The alliance between the more independent WA branch of the Nationals and the Liberals is reportedly at breaking point over the deal, which could cost the smaller rural party a handful of seats.

"Pauline Hanson is a different and, I would say, better person today than she was 20 years ago. Certainly she's got a more, I think, nuanced approach to politics today," Mr Abbott told Sydney radio station 2GB.

"It's not up to me to decide where preference should go but, if it was, I'd certainly be putting One Nation ahead of Labor and I'd be putting the National Party ahead of everyone. Because the National Party are our Coalition partners in Canberra and in most states and they are our alliance partners in Western Australia."

Mr Ciobo joined other federal Liberal colleagues in refusing to criticise the WA branch's deal.

"What we've got to do is make decisions that put us in the best possible position to govern," he told ABC radio of the motivations of his own branch in Queensland.

After Industry Minister Arthur Sinodinos called the modern One Nation more "sophisticated" now, Mr Ciobo also praised the resurgent party.

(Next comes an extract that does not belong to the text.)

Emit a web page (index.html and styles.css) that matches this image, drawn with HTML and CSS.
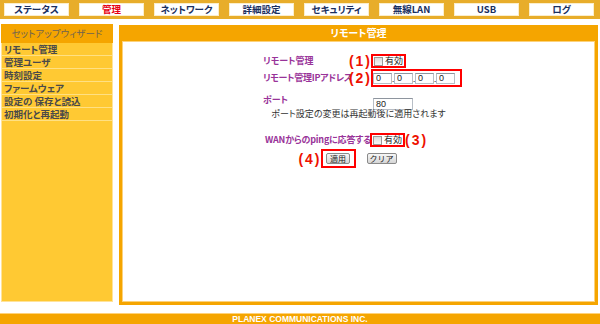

"If you look at, for example, how Pauline Hanson's gone about putting her support in the Senate, you'll see that she's often voting in favour of government legislation. There's a certain amount of economic rationalism, a certain amount of approach that's reflective of what it is we are trying to do to govern Australia in a fiscally responsible way. One Nation has certainly signed up to that much more than Labor." 

When in government, former Liberal prime minister John Howard declared that One Nation would always be put last on how-to-vote cards.